> **Exercise aim**: Show all lines that include the string "components"; copy each one.
=====
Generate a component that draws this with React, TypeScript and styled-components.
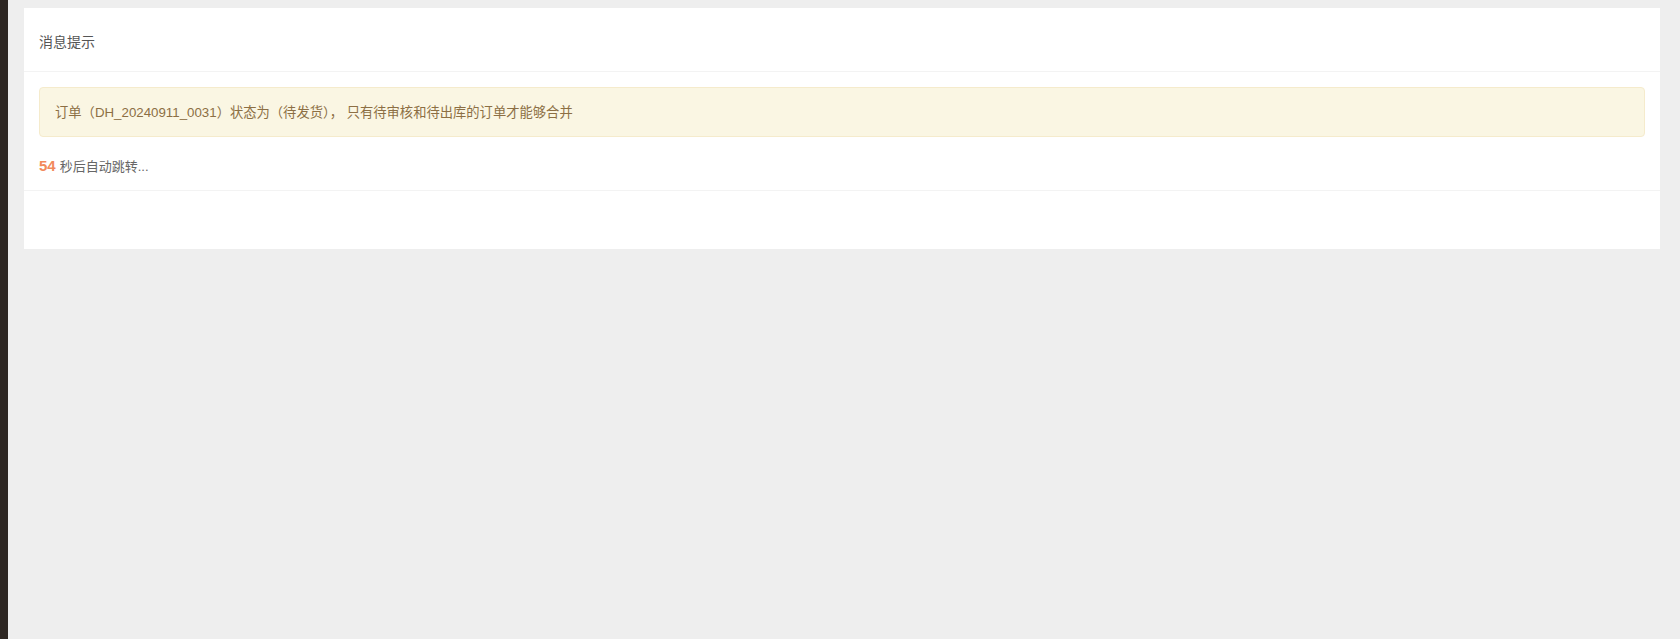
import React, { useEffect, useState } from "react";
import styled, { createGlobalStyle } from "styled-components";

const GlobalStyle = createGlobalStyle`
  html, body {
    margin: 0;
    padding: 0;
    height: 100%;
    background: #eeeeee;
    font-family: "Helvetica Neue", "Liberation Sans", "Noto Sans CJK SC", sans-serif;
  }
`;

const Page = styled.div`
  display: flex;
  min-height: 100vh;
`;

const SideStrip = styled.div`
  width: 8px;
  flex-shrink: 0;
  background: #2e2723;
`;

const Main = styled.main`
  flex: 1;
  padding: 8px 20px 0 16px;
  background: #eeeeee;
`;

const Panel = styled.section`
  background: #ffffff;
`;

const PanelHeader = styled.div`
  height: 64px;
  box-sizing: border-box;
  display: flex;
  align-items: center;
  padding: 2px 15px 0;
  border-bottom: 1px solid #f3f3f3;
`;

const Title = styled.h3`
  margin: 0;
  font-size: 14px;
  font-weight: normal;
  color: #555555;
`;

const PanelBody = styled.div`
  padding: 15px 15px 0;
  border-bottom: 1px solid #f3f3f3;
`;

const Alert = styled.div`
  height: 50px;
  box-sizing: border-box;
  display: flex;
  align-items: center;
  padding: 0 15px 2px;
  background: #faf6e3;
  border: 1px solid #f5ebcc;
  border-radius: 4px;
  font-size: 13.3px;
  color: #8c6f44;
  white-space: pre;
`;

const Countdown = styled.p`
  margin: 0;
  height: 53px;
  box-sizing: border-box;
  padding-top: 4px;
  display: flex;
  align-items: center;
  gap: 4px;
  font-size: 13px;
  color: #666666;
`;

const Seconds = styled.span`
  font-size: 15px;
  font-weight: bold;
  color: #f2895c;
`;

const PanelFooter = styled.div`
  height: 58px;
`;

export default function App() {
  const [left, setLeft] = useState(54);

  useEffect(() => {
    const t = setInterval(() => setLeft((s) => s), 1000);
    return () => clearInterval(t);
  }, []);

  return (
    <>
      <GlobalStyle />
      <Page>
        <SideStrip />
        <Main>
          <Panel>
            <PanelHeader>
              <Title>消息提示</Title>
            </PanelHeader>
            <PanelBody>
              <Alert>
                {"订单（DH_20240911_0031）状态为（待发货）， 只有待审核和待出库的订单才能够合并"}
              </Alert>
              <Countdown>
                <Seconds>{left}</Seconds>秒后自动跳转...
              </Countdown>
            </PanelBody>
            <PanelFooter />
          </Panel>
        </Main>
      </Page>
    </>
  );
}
=====
> **Answer below**:
Generate a component that draws this with React, TypeScript and styled-components.
import styled, { createGlobalStyle } from "styled-components";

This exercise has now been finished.